In 1973 eindigt zijn interlandcarrière. Een jaar later tijdens het hoogtepunt van de koude oorlog neemt hij deel aan de Universiade in Moskou, een soort olympische spelen voor studenten. "De druk was natuurlijk minder groot dan bij het Nederlands team, het niveau was wat lager. We waren met zo'n 7000 mensen ondergebracht in een gebouw van 40 verdiepingen. Ik heb vijf weken rijst, doperwten en een ondefinieerbare leverachtige substantie moeten eten. Strikt genomen was het niet te eten. We kregen een rijksdaalder zakgeld en als we de stad ingingen, kregen we een 'oppasser' mee. Het spel was dan natuurlijk die kerel proberen af te schudden. Dus dan gingen vier ons naar links en vier sloegen rechtsaf, en later daarna twee naar links en twee naar rechts. Net zo lang tot we hem kwijt waren. In de prachtige ondergrondse van Moskou lukte dat uiteindelijk. Ik hoop niet dat die arme man daar nog last mee heeft gekregen."
Reedijk speelde in zijn waterpolo-carrière veel tegen Oost-Duitsers, destijds een waterpololand bij uitstek. "Met weinig prettige herinneringen overigens. Het waren gemene, boomlange kerels die stijf stonden van de anabolen en elke smerige truc tot in de finesses beheersten. En natuurlijk beresterk. Ze kwamen makkelijk 15 seconden tot hun zwembroek uit het water, wij hoogstens 5. Toch is waterpolo in het algemeen geen gemene sport. Ik zeg weleens: 'waterpolo is zwemmen met een man op je rug'."

Gebroken rug
In 1975 op de terugweg na een uitwedstrijd in Utrecht krijgt Reedijk een zwaar auto-ongeluk. Hij en teamgenoot Jan-Evert Veer houden allebei een gebroken rug over aan het ongeval. "We reden met z'n drieën in een Renaultje vijf. De vrouw van Jan-Evert reed, we schoten een talud af en moesten bevrijd worden uit de auto. Er stond op maandag een mooie foto van ons in een ziekenhuisbed op de voorpagina van de Telegraaf, maar ik had wel drie wervels gebroken."
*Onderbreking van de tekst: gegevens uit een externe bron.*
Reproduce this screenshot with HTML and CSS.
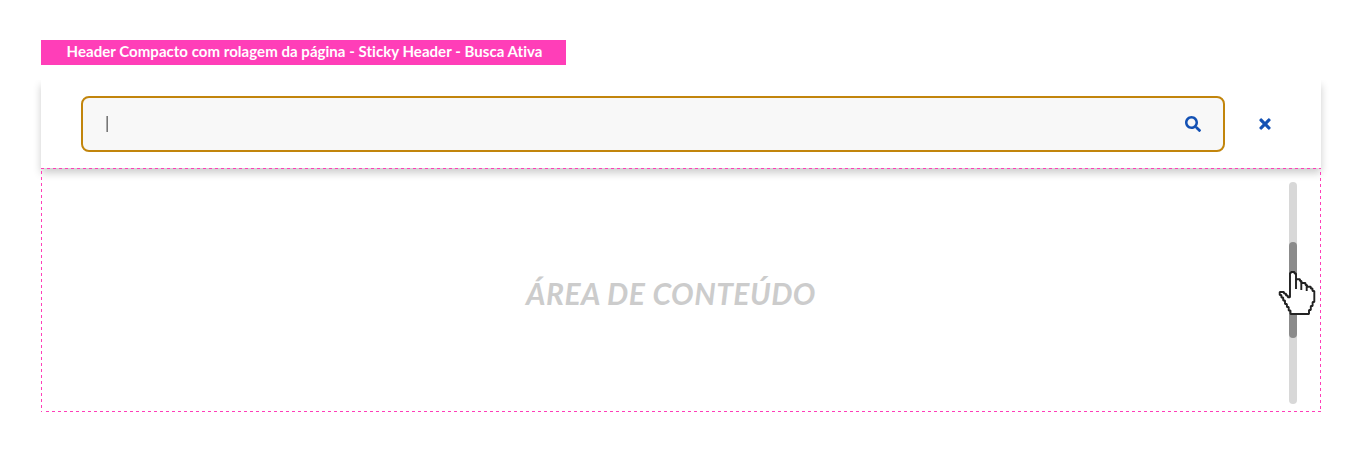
FILE: index.html
```html
<!DOCTYPE html>
<html lang="pt-BR">
<head>
<meta charset="utf-8">
<title>Sticky Header - Busca Ativa</title>
<link rel="stylesheet" href="styles.css">
</head>
<body>
<main class="page">
  <h1 class="label"><span class="label-text">Header Compacto com rolagem da página - Sticky Header - Busca Ativa</span></h1>
  <header class="header">
    <div class="search">
      <span class="caret"></span>
      <svg class="search-icon" viewBox="0 0 512 512"><path d="M505 442.700 405.300 343c-4.500-4.500-10.600-7-17-7H372c27.600-35.300 44-79.700 44-128C416 93.100 322.900 0 208 0S0 93.100 0 208s93.100 208 208 208c48.300 0 92.700-16.400 128-44v16.300c0 6.400 2.500 12.500 7 17l99.700 99.700c9.400 9.400 24.600 9.400 33.900 0l28.300-28.300c9.400-9.400 9.400-24.600.1-34zM208 336c-70.700 0-128-57.200-128-128 0-70.700 57.200-128 128-128 70.700 0 128 57.200 128 128 0 70.700-57.200 128-128 128z"/></svg>
    </div>
    <svg class="close-icon" viewBox="0 0 352 512"><path d="m242.700 256 100.100-100.100c12.300-12.300 12.300-32.200 0-44.500l-22.200-22.200c-12.300-12.300-32.200-12.300-44.500 0L176 189.300 75.900 89.200c-12.300-12.300-32.200-12.300-44.500 0L9.200 111.500c-12.300 12.300-12.300 32.200 0 44.500L109.300 256 9.200 356.100c-12.300 12.300-12.300 32.200 0 44.500l22.200 22.200c12.300 12.300 32.200 12.300 44.500 0L176 322.700l100.100 100.100c12.300 12.300 32.200 12.300 44.500 0l22.200-22.200c12.300-12.300 12.300-32.200 0-44.500z"/></svg>
  </header>
  <section class="content">
    <svg class="frame" viewBox="0 0 1280 244">
      <g stroke-dasharray="3 3">
        <path d="M0 .5H1280"/><path d="M.5 3V244"/><path d="M1279.500 4V244"/><path d="M5 243.500H1280"/>
      </g>
    </svg>
    <p class="content-title">ÁREA DE CONTEÚDO</p>
    <div class="scrollbar">
      <div class="thumb"></div>
      <svg class="cursor" viewBox="0 0 38 46"><path d="M13 3V2H16.500V3.500H18V9.300H22V11H23.500V13H27.500V15H29V16.800H32.800V18.500H34.500V21H36.300V32H34.600V36H32.800V40H31V44H12.500V40.500H10.700V37H8.900V34H7V30.500H5.200V27.500H3.400V25H1.700V22H6V23.600H8V25.500H9.800V27.300H12V3Z"/><path d="M18 9V19M23.300 12V20M28.700 15V21"/></svg>
    </div>
  </section>
</main>
</body>
</html>
```
FILE: styles.css
```css
body { margin: 0; background: #fff; }
.page { width: 1280px; padding: 40px 0 0 41px; }
.label { display: flex; justify-content: center; align-items: center; box-sizing: border-box; width: 525px; height: 25px; margin: 0 0 15px; padding: 0 0 2px 2px; background: #ff3eb8; }
.label-text { color: #fff; font: 700 15px/23px Lato, sans-serif; letter-spacing: 0.04px; white-space: nowrap; }
.header { position: relative; display: flex; align-items: center; box-sizing: border-box; height: 88px; padding: 0 50px 0 40px; background: #fff; box-shadow: 0 5px 8px rgba(0, 0, 0, 0.2); clip-path: inset(0 -14px -18px); }
.search { display: flex; align-items: center; justify-content: space-between; box-sizing: border-box; width: 1144px; height: 56px; padding: 0 22px 0 23px; border: 2px solid #c2850c; border-radius: 8px; background: #f8f8f8; }
.caret { width: 2px; height: 16px; background: linear-gradient(90deg, #aaa 50%, #777 50%); }
.search-icon { width: 16px; height: 16px; fill: #1351b4; }
.close-icon { width: 12px; height: 16px; margin-left: 34px; fill: #1351b4; stroke: #1351b4; stroke-width: 12; }
.content { position: relative; display: flex; justify-content: flex-end; height: 244px; }
.frame { position: absolute; z-index: 1; inset: 0; width: 1280px; height: 244px; fill: none; stroke: #ff3eb8; }
.content-title { flex: 1; margin: 103px 0 0 485px; color: #ccc; font: italic 700 30px/44px Lato, sans-serif; letter-spacing: 0.48px; white-space: nowrap; }
.scrollbar { position: relative; z-index: 2; width: 8px; height: 222px; margin: 14px 24px 0 0; border-radius: 4px; background: #d8d8d8; }
.thumb { width: 8px; height: 96px; margin-top: 60px; border-radius: 4px; background: #8b8b8b; }
.cursor { position: absolute; left: -11px; top: 88px; width: 38px; height: 46px; fill: #fff; stroke: #222; stroke-width: 1.9; stroke-linejoin: bevel; }
```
In die periode studeerde hij aan de Haagse Academie voor Lichamelijke Opvoeding. "Toen na mijn ontslag uit ziekenhuis terugkwam op school had iedereen zich verzameld in de hal en kreeg ik een staande ovatie. Zoiets raakt je natuurlijk enorm." Na zijn revalidatie weet hij bovendien terug te keren in de Hoofdklasse. "In 1976 werden landskampioen en dat betekende dat we aan de Europacup mochten deelnemen." Daarin blijkt na een verbeten strijd CSKA Moskou uiteindelijk te sterk, uitslag: 7 – 6.
Het waterpolo is volgens Reedijk in de loop van de jaren nogal veranderd en niet geheel ten goede. "Het spel was in mijn tijd bewegelijker. Men vond echter dat de sport attractiever moest worden, maar de verandering van de regels heeft ertoe geleid, dat we nu naar een soort handbal of rugby in het water zitten te kijken. Iedereen ligt in de zone. De aanvallende partij probeert een overtalsituatie te creëren, vaak door een overtreding uit te lokken. Vroeger was het misschien simpeler, maar ook veel amusanter en spannender."